Мил уехал, мил уехал за Воронеж.
Ох, теперь его, теперь его не воротишь.
Когда, милый, когда, милый, бросать станешь,
Ох, не рассказы…не рассказывай, что знаешь.
Ох, как трудно, ой, как трудно расстаются —
Ох, глазки смотрят, глазки смотрят, слезы льются.

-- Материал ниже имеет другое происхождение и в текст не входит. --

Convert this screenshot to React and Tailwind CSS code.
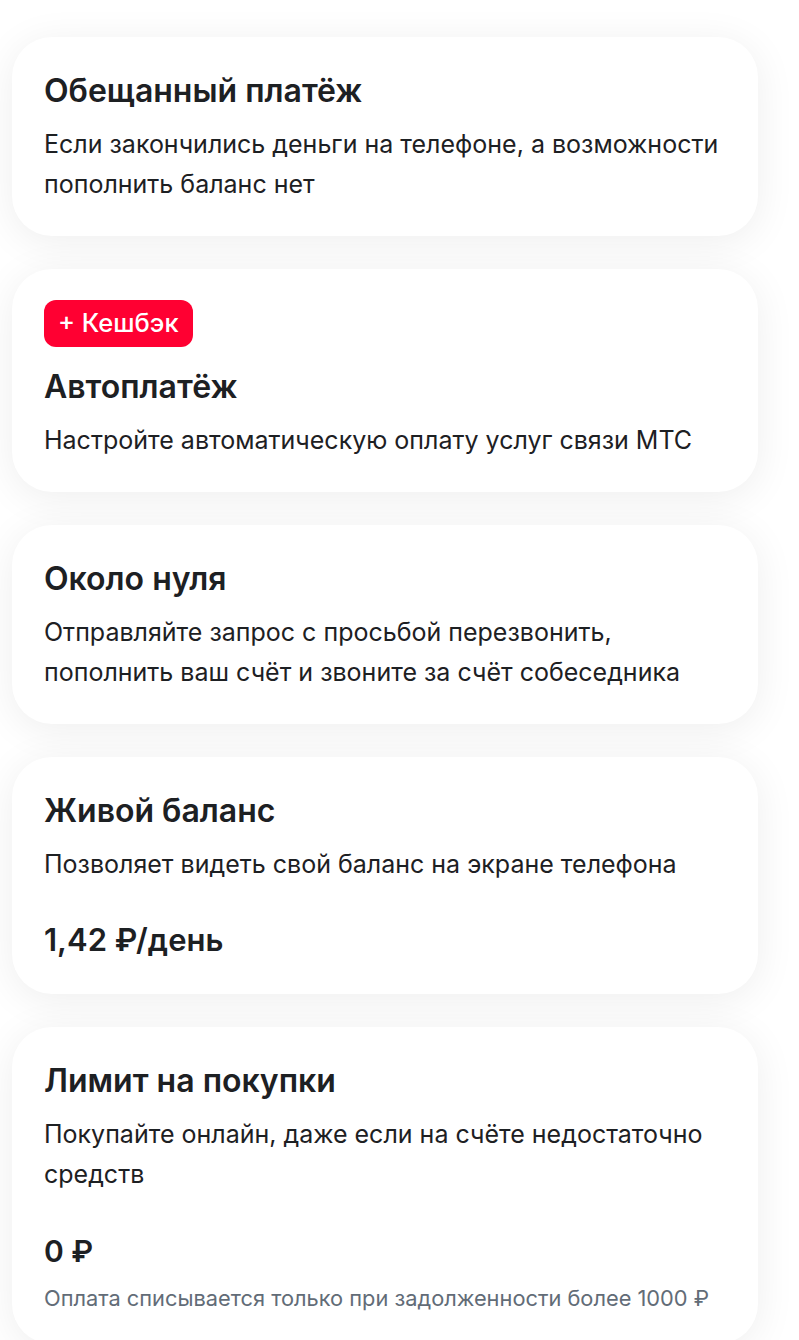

Цветет колос, цветет колос, к земле клонит,
Ох, по милому, по милому сердце стонет.
Окуджава эту вещь любил и пел ее (есть записи). Ирина Живописцева утверждает, что он впервые услышал ее от будущей жены в 1946 году. Ну вот, летят утки и два гуся, а тем временем мил уехал в Воронеж; цветет колос; а у покинутой сердце стонет. Утки с гусями тут совершенно ни при чем, равно как и колос, а в них-то вся и прелесть. Я тут страдаю, а жизнь себе идет, утки летают, злаки колосятся. Равнодушная природа. Нет-нет, в виду имелось совсем другое: два гуся – это мы с милым на фоне враз обмельчавших (как утки) друзей и подруг. Да нет же, это мы такие же бездомные, такие же вечно носимые по свету, как эти самые птички. Вот и милый уехал в Воронеж. Короче, пространство между двумя планами свободно, заселяй кем хочешь, понимай как знаешь. У Окуджавы много таких вещей, в которых два параллельных сюжета (например, куплет с рефреном) соотносятся неявно, взаимно не обусловливаются, – и каждый волен выстраивать свою модель внутреннего сюжета сообразно вкусам и опытам. Возьмем раннюю песню «Часики» (первый ее вариант датируется 1959 годом):
Купил часы на браслетке я.
Ты прощай, моя зарплата последняя.
Вижу слезы жены – нету в том моей вины:
это в дверь постучались костяшки войны.
А часики тикают, тикают, тикают,
тикают ночи и дни,
и тихую, тихую, тихую, тихую
жизнь мне пророчат они.
Вот закончилось, значит, сражение.
Вот лежу я в траве без движения.
Голова моя в огне, и браслетка при мне,
а часы как чужие стучат в стороне…
Все тикают, тикают, тикают, тикают,
тикают ночи и дни,
и тихую, тихую, тихую, тихую
жизнь мне пророчат они.
В первом варианте – вообще более слабом – связь между двумя темами (войной и часиками, куплетом и рефреном) была очевидней, прямолинейней и скучней:
Тут разговор не о конях.
Там в земле на кой мне лях
Золотые часы на шестнадцати камнях!
Стало быть, и вся вещь была о том, как ничтожна становится мирная жизнь со всеми ее ценностями перед лицом смерти на войне – пафос довольно банальный. Весь путь Окуджавы, при кажущейся банальности и прямолинейности его деклараций, – прочь от очевидного, в сторону размытости и неопределенности: простые и внятные вроде бы вещи помещены в загадочный контекст, ставящий под сомнение их первоначальный смысл. Как связать часики и войну? Да, отдал всю зарплату за часы, жена плакала из-за этого – а тут война пришла, и приходится плакать совершенно другими слезами. Но в окончательном варианте песни часики вдруг начинают воплощать ценность мирного быта, так и не отмененного до конца. Они продолжают тикать, пророчить тихую жизнь, напоминать о прежних смыслах и привязанностях, становясь символом прошлой и будущей нормальной реальности. Что из того, что их довоенное пророчество не сбылось, что вместо тихой жизни «лежу я на земле без движения»? Они продолжают настаивать на своем, и война им нипочем, и никакие взрывы и разрывы не остановят их мирного тихого тиканья. У войны – своя реальность, у часов – своя, и ни одна не отменяет другой. Здесь есть и внутренняя линия – стихи Окуджавы с их негромкой размеренностью так и продолжают свое дело на фоне всеобщего медного грохотания, защищая самоценность «тихой жизни», и ничего им не делается, что бы вокруг ни происходило. И это не единственная возможная интерпретация – автор так выстроил текст, что гадать о соотношении двух его планов можно как угодно.